§ **STATED PROBLEM**
Show each line that has the string "index" in it.

************

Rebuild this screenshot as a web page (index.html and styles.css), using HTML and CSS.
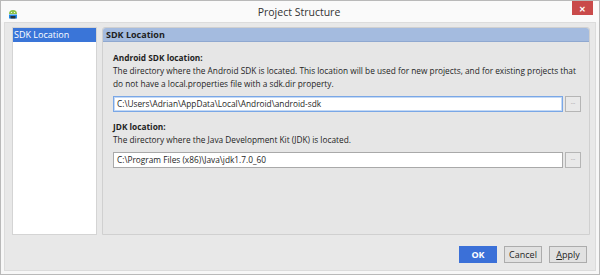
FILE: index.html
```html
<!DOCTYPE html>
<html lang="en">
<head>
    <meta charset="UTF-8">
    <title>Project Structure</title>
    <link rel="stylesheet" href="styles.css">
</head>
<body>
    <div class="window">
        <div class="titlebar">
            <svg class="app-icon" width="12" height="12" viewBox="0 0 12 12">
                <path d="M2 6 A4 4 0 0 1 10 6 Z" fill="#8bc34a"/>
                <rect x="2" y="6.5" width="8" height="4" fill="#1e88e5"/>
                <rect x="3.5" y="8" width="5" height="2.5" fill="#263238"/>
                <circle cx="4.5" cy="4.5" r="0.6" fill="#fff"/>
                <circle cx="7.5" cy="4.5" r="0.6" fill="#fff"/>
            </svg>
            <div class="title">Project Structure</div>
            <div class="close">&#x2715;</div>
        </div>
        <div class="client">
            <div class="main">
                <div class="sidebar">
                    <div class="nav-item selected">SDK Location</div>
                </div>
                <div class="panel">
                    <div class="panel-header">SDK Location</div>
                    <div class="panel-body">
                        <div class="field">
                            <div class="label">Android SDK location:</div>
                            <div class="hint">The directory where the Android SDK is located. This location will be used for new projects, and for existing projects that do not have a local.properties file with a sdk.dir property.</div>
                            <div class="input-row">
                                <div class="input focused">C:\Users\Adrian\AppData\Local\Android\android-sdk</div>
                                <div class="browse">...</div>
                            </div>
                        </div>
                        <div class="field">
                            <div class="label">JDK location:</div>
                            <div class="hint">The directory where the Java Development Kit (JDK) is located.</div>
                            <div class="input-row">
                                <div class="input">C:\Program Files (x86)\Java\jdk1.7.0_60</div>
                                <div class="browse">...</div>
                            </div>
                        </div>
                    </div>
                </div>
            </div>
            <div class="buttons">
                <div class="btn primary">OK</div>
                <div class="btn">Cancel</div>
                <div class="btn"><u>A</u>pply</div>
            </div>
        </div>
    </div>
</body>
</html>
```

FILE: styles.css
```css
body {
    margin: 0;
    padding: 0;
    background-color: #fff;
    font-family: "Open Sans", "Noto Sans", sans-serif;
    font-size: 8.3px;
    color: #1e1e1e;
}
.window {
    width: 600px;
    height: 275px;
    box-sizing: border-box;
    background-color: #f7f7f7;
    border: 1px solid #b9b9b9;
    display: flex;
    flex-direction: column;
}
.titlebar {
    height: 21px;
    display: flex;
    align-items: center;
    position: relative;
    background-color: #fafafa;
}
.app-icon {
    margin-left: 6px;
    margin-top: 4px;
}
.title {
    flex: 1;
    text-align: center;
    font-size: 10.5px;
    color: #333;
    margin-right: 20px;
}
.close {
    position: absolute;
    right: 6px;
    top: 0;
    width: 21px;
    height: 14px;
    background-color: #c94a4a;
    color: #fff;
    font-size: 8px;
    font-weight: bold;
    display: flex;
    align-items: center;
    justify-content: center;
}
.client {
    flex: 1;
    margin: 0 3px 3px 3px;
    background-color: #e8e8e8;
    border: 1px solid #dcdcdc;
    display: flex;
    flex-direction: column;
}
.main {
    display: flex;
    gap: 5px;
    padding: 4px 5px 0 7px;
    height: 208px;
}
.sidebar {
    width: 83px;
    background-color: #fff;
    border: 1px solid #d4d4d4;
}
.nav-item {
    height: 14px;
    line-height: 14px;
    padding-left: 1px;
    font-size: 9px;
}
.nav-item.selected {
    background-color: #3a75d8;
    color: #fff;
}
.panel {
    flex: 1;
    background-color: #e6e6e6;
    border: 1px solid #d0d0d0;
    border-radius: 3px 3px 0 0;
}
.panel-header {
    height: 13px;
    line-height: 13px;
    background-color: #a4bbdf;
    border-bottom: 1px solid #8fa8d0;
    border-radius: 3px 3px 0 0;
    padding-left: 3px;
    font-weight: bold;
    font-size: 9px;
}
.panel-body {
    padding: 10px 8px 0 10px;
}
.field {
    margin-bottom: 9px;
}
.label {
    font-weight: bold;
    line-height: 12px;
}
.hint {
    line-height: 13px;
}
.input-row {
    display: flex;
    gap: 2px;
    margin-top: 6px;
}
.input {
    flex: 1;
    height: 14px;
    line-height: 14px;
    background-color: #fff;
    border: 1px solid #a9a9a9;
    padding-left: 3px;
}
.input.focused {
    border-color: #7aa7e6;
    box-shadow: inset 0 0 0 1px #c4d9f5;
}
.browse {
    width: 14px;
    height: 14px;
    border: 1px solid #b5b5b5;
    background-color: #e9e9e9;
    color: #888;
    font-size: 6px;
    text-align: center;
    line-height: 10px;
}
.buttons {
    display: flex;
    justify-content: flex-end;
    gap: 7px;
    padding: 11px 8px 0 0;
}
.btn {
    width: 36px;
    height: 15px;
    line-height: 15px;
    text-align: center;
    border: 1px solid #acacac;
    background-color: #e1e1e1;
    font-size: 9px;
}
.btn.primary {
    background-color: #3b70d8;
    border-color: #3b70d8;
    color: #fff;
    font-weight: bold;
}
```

************

§ **EXPECTED ANSWER**
Rebuild this screenshot as a web page (index.html and styles.css), using HTML and CSS.
FILE: index.html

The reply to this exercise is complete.